Collection entries.
###

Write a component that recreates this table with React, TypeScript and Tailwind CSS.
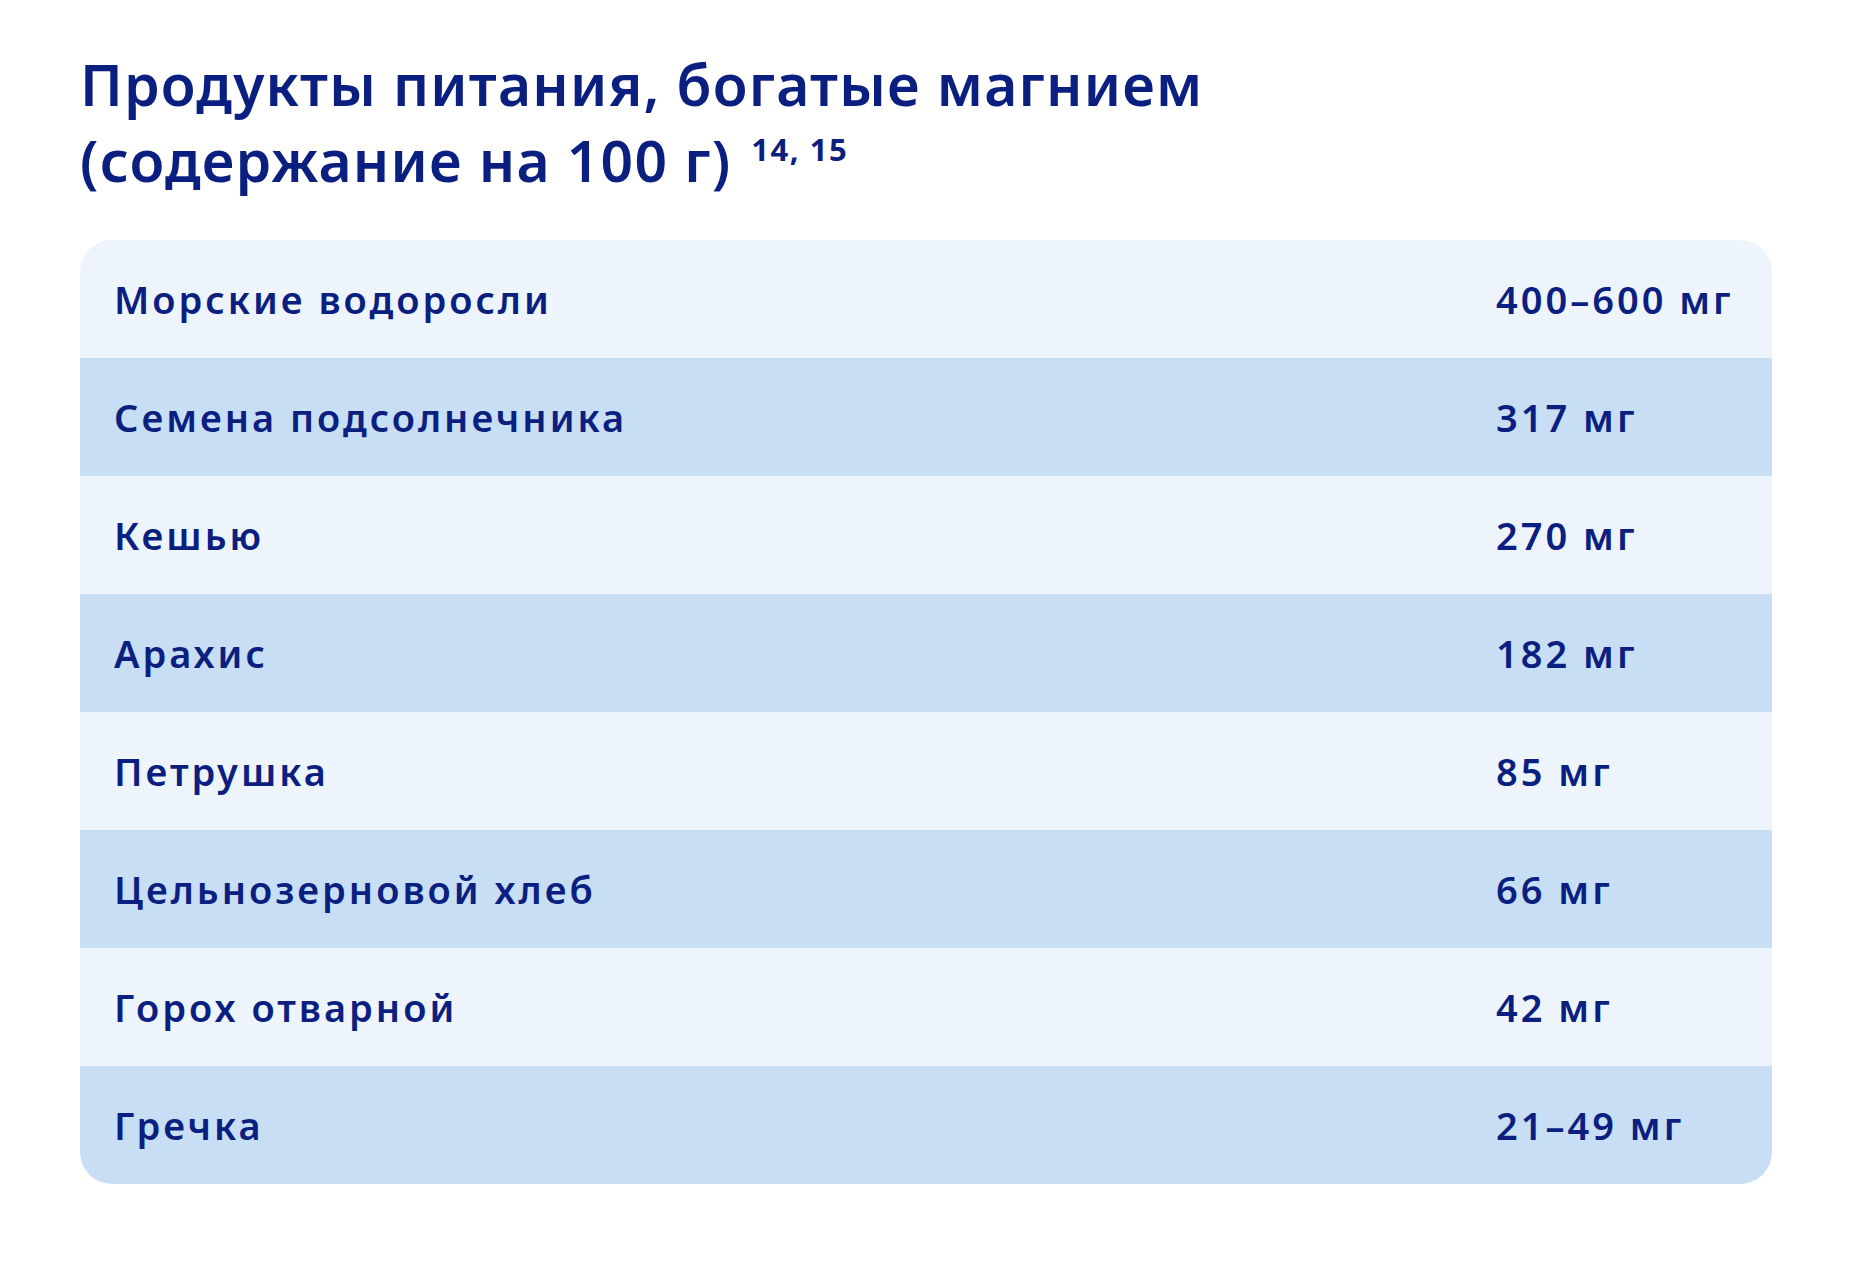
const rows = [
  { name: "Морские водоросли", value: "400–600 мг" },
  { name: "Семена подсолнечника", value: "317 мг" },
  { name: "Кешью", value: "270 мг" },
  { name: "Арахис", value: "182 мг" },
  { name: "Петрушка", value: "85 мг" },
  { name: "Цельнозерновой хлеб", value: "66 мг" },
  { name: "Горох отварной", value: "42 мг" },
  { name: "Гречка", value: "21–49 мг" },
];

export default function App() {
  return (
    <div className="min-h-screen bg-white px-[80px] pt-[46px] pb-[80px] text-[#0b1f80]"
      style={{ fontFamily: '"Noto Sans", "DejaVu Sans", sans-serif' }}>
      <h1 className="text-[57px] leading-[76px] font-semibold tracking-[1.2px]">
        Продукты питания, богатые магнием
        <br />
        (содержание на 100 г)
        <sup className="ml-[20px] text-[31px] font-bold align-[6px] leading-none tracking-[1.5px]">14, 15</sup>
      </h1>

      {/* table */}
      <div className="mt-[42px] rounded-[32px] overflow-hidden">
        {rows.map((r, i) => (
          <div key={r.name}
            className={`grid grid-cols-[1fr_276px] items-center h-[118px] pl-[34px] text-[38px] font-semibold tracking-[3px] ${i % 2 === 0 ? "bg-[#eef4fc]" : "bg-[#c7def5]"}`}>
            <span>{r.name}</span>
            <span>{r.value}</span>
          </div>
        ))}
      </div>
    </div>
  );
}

###

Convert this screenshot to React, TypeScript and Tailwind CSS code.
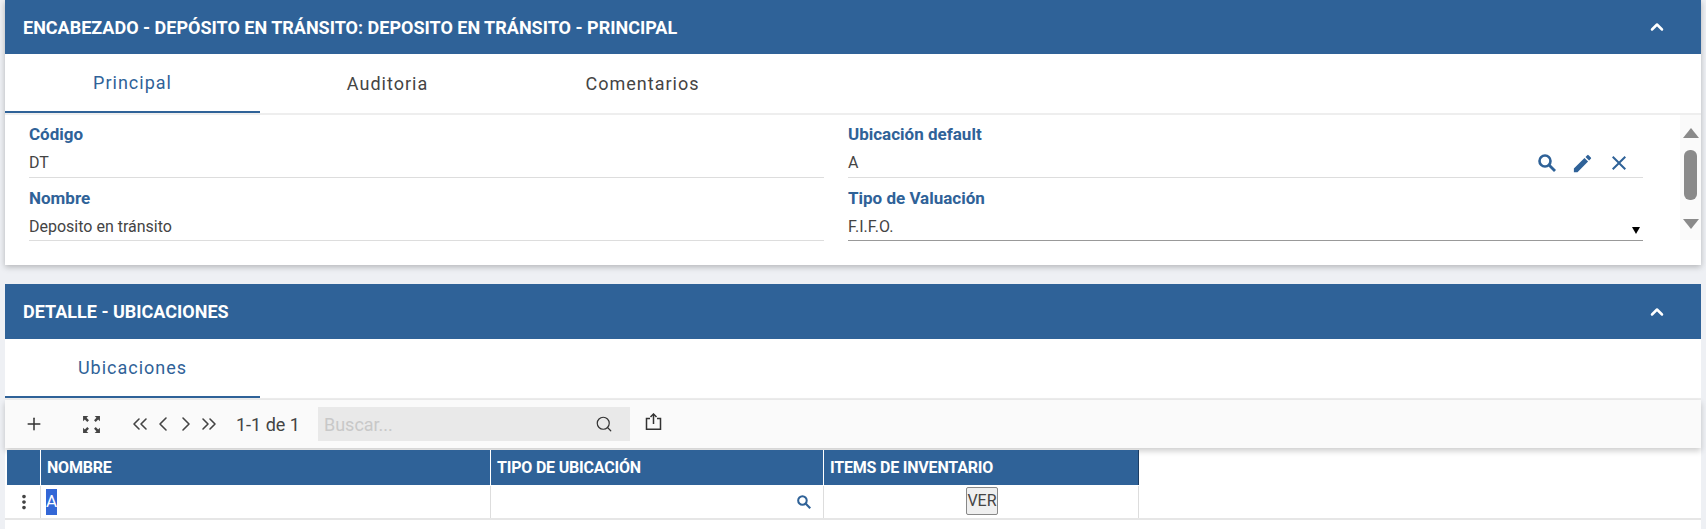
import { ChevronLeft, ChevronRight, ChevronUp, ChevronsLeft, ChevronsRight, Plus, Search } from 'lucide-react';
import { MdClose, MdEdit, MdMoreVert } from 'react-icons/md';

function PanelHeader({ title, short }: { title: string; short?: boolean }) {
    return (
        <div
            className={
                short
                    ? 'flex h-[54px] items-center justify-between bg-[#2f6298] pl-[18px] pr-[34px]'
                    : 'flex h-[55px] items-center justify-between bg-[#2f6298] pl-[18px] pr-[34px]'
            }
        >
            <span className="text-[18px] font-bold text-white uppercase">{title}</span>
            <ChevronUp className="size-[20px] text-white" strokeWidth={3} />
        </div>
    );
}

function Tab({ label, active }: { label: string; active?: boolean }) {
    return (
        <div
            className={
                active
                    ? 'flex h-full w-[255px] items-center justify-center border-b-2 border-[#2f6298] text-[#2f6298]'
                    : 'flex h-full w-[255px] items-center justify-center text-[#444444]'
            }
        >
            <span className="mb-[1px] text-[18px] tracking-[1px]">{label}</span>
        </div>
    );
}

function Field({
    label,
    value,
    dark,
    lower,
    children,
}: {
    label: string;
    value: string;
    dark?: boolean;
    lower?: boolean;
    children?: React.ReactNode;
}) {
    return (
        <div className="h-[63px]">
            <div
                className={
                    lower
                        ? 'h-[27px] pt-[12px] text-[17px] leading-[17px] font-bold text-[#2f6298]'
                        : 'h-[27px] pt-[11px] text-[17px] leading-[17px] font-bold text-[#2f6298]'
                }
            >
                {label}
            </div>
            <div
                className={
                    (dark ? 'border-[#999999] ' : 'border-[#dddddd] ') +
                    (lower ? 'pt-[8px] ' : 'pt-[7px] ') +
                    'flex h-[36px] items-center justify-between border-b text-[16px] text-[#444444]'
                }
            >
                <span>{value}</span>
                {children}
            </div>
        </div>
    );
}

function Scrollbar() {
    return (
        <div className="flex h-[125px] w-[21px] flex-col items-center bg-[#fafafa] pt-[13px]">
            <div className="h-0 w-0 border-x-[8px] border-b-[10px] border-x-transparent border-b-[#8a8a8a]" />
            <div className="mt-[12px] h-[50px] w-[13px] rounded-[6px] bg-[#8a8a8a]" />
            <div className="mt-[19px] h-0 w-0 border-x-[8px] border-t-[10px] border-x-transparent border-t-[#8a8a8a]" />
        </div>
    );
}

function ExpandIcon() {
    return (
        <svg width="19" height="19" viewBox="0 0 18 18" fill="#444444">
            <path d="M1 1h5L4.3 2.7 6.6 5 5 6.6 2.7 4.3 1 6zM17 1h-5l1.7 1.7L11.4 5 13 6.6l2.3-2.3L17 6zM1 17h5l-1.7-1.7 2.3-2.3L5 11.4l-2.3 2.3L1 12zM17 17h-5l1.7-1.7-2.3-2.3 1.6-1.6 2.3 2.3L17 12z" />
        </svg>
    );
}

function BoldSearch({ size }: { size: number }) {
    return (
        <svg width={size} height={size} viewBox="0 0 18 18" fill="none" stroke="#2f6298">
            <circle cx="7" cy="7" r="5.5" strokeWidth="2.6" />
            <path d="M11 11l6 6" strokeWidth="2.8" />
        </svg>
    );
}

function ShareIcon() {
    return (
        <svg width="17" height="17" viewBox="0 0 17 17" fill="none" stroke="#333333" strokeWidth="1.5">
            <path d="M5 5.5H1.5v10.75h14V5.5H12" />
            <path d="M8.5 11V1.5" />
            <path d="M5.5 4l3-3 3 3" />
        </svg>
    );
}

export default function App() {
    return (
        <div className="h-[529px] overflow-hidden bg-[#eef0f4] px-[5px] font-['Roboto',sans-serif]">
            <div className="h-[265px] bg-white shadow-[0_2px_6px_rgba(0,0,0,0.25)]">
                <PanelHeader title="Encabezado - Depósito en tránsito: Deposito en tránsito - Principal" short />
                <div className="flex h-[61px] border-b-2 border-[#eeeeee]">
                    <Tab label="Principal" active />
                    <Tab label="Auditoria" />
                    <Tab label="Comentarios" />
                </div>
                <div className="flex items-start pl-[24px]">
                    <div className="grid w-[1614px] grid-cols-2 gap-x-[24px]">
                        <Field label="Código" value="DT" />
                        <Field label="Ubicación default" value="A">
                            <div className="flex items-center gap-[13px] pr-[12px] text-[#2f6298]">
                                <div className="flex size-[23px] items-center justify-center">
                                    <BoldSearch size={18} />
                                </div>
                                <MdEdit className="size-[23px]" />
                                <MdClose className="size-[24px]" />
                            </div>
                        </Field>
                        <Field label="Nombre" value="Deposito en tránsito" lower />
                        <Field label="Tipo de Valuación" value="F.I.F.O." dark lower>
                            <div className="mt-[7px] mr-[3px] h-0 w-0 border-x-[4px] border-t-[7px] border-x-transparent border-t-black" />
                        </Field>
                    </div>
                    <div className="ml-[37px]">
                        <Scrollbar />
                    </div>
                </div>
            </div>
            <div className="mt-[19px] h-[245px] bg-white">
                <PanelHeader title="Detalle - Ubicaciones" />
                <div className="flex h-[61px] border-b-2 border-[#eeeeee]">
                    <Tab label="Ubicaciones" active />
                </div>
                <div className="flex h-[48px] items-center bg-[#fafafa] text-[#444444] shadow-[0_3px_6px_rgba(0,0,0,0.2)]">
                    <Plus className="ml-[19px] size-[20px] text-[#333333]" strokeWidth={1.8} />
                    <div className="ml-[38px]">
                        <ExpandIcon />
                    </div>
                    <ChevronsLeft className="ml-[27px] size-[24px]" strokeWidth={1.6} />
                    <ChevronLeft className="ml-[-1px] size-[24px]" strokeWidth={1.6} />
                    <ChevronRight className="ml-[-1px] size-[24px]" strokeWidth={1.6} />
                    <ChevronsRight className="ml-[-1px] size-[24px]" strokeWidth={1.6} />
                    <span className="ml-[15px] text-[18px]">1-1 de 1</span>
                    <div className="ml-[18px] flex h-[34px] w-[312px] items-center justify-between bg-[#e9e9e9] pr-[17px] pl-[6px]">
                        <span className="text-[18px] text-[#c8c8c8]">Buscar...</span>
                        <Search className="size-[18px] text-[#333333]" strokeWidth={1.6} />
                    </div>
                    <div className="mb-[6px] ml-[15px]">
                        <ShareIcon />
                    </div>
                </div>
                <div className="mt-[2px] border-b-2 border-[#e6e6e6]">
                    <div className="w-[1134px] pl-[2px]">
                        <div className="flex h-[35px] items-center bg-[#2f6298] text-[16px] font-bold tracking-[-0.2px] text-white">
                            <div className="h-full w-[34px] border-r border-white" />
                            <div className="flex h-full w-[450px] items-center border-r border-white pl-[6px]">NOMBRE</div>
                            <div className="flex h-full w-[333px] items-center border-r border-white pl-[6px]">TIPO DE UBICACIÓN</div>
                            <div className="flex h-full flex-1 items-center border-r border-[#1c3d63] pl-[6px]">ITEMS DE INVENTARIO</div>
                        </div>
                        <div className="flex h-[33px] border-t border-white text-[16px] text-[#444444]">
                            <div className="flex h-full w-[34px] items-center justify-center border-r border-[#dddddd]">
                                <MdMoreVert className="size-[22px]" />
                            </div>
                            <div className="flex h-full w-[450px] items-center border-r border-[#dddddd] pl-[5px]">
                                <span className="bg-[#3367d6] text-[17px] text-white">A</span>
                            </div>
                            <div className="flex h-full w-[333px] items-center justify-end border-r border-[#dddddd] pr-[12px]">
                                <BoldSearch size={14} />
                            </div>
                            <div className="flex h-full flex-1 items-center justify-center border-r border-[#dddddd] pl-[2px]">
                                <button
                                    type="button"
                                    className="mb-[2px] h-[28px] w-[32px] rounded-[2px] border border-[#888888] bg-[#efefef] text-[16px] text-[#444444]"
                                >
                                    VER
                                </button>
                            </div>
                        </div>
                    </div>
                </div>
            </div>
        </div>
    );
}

###

AIM OF THE TASK.
Copy all lines from the data that hold the word "TypeScript".

ANSWER FOR THE TASK.
Write a component that recreates this table with React, TypeScript and Tailwind CSS.
Convert this screenshot to React, TypeScript and Tailwind CSS code.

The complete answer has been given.